Last year, The Rosenbach Library and Museum hosted a test or “beta” version of an ambitious new Big Read in the mold of the library’s world-famous Bloomsday readings from James Joyce’s Ulysses, long an important Philadelphia tradition. On that “damp, drizzly November” evening, I found myself in a room ringing with sea-shanties, where the rum poured generously and the commanding spirit of one of America’s great novels came to life. For fifteen minutes, I stood possessed before those gathered in the room, gripped by the soul of Captain Ahab as I declaimed from the “Quarter-Deck” chapter of Herman Melville’s classic Moby-Dick.

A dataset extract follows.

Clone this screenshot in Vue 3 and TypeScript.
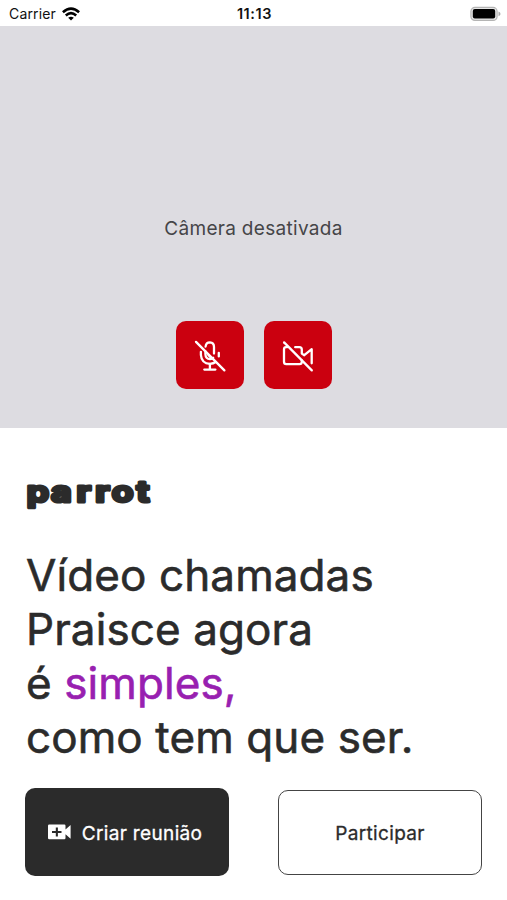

This year, the library’s Manager of Public Programs, Ed Pettit, unveils his mad masterwork, a marathon reading of the entirety of Melville’s epic novel at the Independence Seaport Museum on Penn’s Landing. The famous first lines, “Call me Ishmael,” will sound at 7:30PM on the evening of Friday, October 19th. Sometime in the evening of the following day we will hear the final lines of the epilogue, “It was the devious-cruising Rachel, that in her retracing search after her missing children, only found another orphan.” In between we’ll have whale hunts and philosophical musings, rumors of mutiny and tales of madness aboard the Pequod as Captain Ahab presses his crew around the “watery part of the world” in a desperate search for the mythical white whale. It is an event worthy of Captain Ahab himself, who shouts “I’d strike the sun if it insulted me.”
The celebration will begin two hours earlier on the fantail of the cruiser USS Olympia with The Harpoon Saloon, the library’s fundraiser, which will feature drinks, seafood, and sea shanties. If you would like to join us on the deck to help support the library, you can find more information here. I will be there along with my son Ian, who has often pointed longingly at the great white warship from afar. Mingle with the delightful Kelsey Scouten Bates, Associate Director and Director of Development, and the ever-valiant Derick Dreher, John C. Haas Director, as well as many other glamorous bibliophiles on the library’s staff. From 11:30AM until 2:30PM on Saturday local restaurants will host Queequeg’s Chowder Tasting in the museum. I believe that Ed Pettit continues his hunt for more readers, so if you’d like to join us on the quarterdeck for a passage or two, you may contact him at epettit@rosenbach.org.
I hope you can join us! I’ll be there both nights, though, unlike Ed, I hope to return home to my slumbers at some point . . .
All visible objects, man, are but as pasteboard masks. But in each event—in the living act, the undoubted deed—there, some unknown but still reasoning thing puts forth the mouldings of its features from behind the unreasoning mask. If man will strike, strike through the mask! How can the prisoner reach outside except by thrusting through the wall? To me, the white whale is that wall, shoved near to me. Sometimes I think there’s naught beyond. But ’tis enough. He tasks me; he heaps me; I see in him outrageous strength, with an inscrutable malice sinewing it. That inscrutable thing is chiefly what I hate; and be the white whale agent, or be the white whale principal, I will wreak that hate upon him.